Bangkok – L’ancien Premier ministre thaïlandais Thaksin Shinawatra, condamné à un an de prison, a été transféré mardi en fin d’après-midi vers la prison centrale de Klong Prem, établissement de haute sécurité alors qu’il avait d’abord été emmené à la Remand Prison qui, habituellement, accueille les prisonniers en « préventive ». Ce transfert intervient après une décision unanime de la Cour suprême (5 voix contre 0) affirmant que sa peine n’avait pas été correctement exécutée en 2023 puisqu’il avait profité de l’hôpital de luxe de la police au lieu de la paille humide du cachot.
Vêtu d’un uniforme bleu clair, Thaksin a été aperçu dans un fourgon du Département des services correctionnels pour effectuer ce transfer de 300 mètres vers 17h10. Seul détenu à bord, il a levé le pouce en direction des journalistes qui l’interpellaient sur sa destination et sur un éventuel message à adresser au peuple thaïlandais.

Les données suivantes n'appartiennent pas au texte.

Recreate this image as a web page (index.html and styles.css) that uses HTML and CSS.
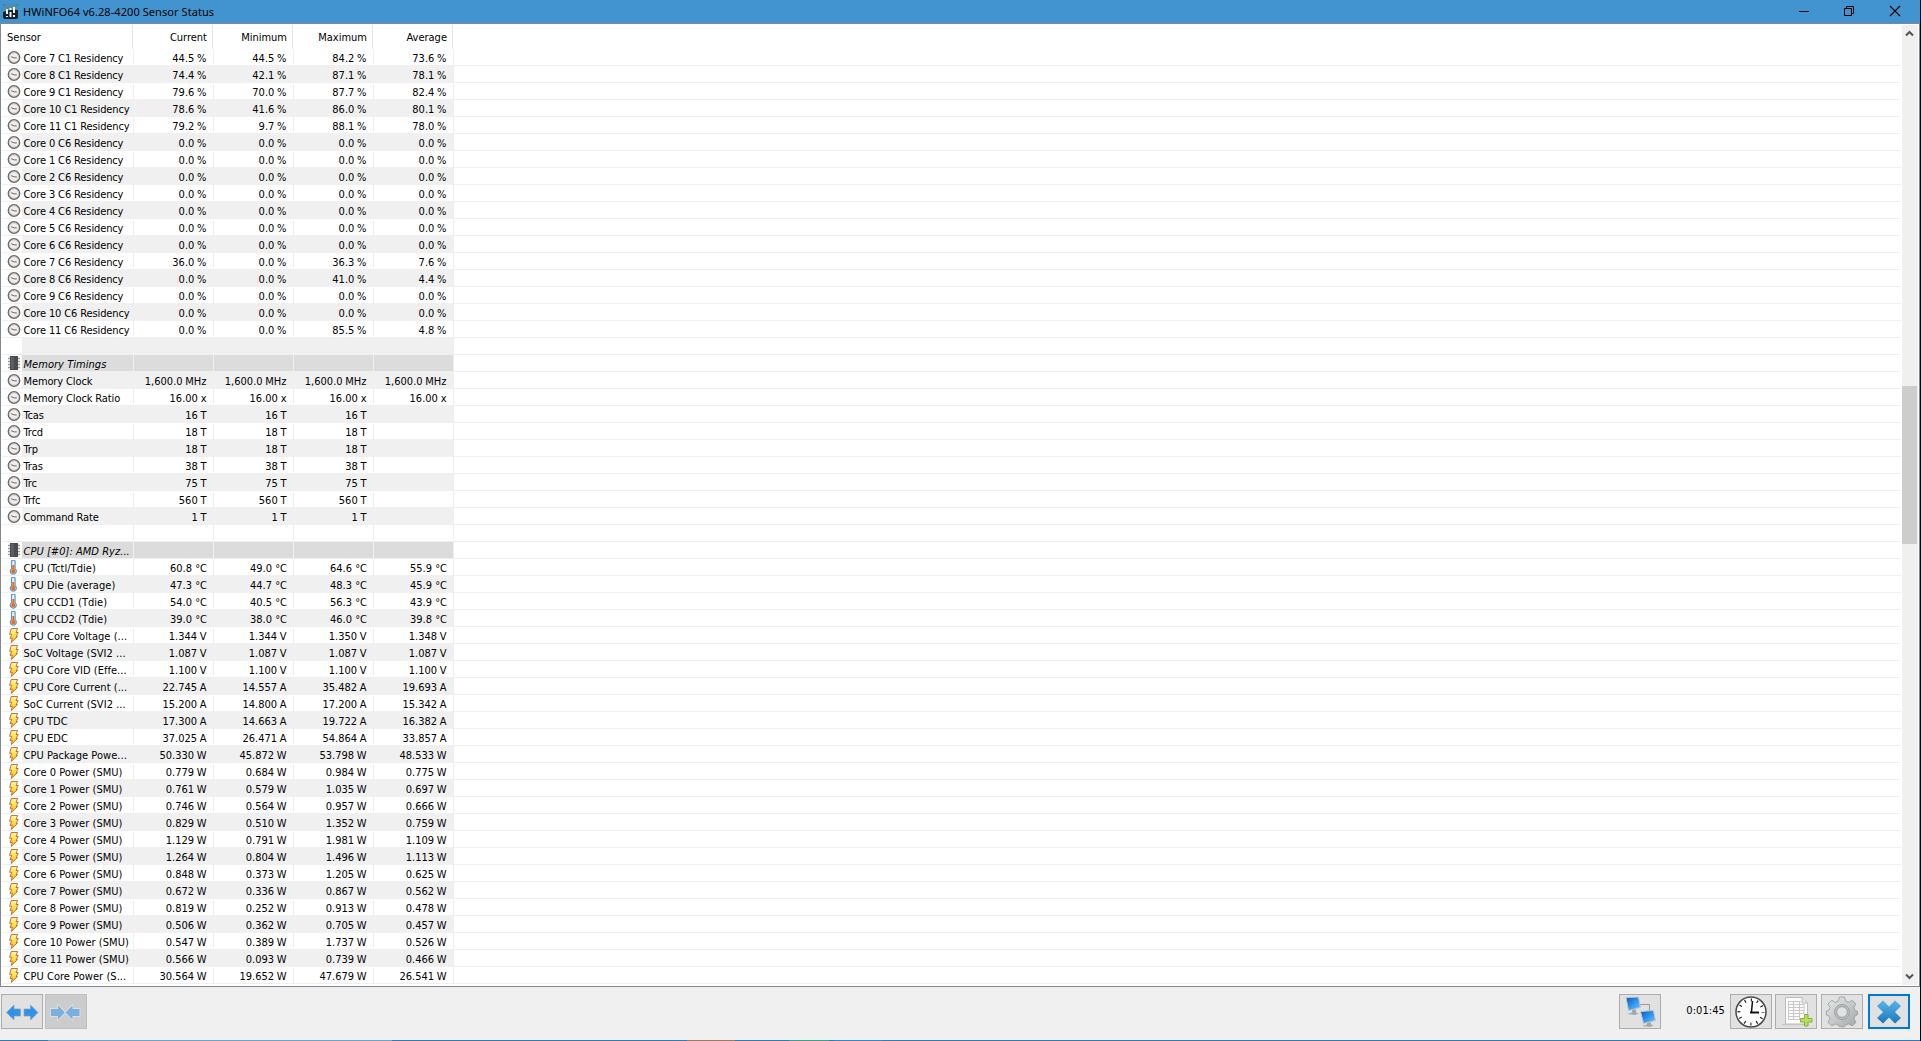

Conformément aux procédures pénitentiaires, Thaksin a subi un examen médical, a été photographié et ses empreintes digitales ont été enregistrées pour l’émission de sa carte de détenu.
Le Premier ministre Anutin Charnvirakul a assuré que Thaksin ne bénéficierait d’aucun traitement de faveur et serait soumis aux règles en vigueur, sans intervention du gouvernement.
Cependant Thaksin pourrait bénéficier d’un placement hors prison pour raisons médicales, selon les règles du Département des services correctionnels. Ce dispositif s’applique aux détenus gravement malades, sous réserve d’un certificat médical délivré par deux médecins publics. La procédure implique plusieurs étapes : évaluation par un comité, décision du directeur de prison, inspection du lieu de détention, et publication officielle. En cas de non-respect des conditions, le placement peut être révoqué. Thaksin reçoit déjà des soins, conformément à la réglementation en vigueur.
Enfin, les détenus âgés bénéficient souvent d’aménagement de peine ; or Thaksin a 76 ans. Gageons qu’il ne passera pas 365 jours derrière les barreaux.
Mais l’affaire prend une tournure politique. Nitithorn Lamluea, avocat et militant, a annoncé le dépôt imminent d’une plainte auprès de la Commission nationale anticorruption (NACC). Il accuse Thaksin d’avoir orchestré en 2023 un transfert illégal vers l’hôpital général de la police, invoquant des douleurs thoraciques. La Cour suprême a confirmé lundi que ce séjour hospitalier ne pouvait être comptabilisé comme temps de détention.
Nitithorn affirme que des membres du personnel médical et pénitentiaire ont facilité cette manœuvre, et son réseau a déjà déposé une plainte contre eux.
Ce rebondissement soulève des interrogations sur l’intégrité du système judiciaire thaïlandais et sur sa vulnérabilité face aux pressions politiques. Si la NACC donne suite, des enquêtes plus larges pourraient être ouvertes, avec à la clé des poursuites contre les responsables impliqués.
À ce jour, Thaksin n’a pas été condamné pour cette manœuvre frauduleuse manifeste ; il est simplement sommé de purger la peine initialement prononcée. Certains médecins impliqués ont fait l’objet de sanctions administratives, mais aucune procédure judiciaire n’a été engagée à leur encontre, en dépit de pratiques pour le moins discutables. Au-delà, ce sont les fonctionnaires du système carcéral thaïlandais qui se sont montrés complices.